Present History of the Chapel

It was continuously supplied with regular priests until Wilfred Potts died in 1988. It first lady pastor was Mrs L Williams (1966-1974). It is now efficiently and energetically run by lay persons with a panel of ministers from a local circuit. The Revd Michael Wallace H.C., who was ordained in S Laurence, Ridgewell 21 Sep 1977, often attends.

A second chapel was built in 1865, though this seems an early date for its corrugated iron construction. An old dim photograph of it appears in the pictorial record of DRJ. Fitch says it incorporated much of the old timber in the doorway.
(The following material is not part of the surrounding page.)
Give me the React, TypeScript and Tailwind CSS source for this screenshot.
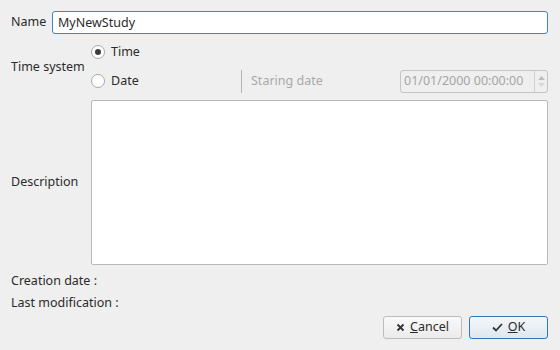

This was still standing in 1963 but was demolished and rebuilt in brick in 1966.

This third building on the site is the present chapel. At the time of its building Leslie A Fitch wrote a cyclostyled history called 300 Years of History. It appears to have been made up from an article by P G M Dickinson in the Haverhill Gazette of 1947 and from the Baddow/Spurgeon book, Memories of Stambourne. I have been unable to trace any other material he may have used. The Drew Family of Tom Drew, bus driver and later our organist, Arthur Drew, who sought entry to our Church in c. 1990 but sadly died on the eve of his confirmation and their unmarried sister, the aged Alice, all say they think there were no papers of significance.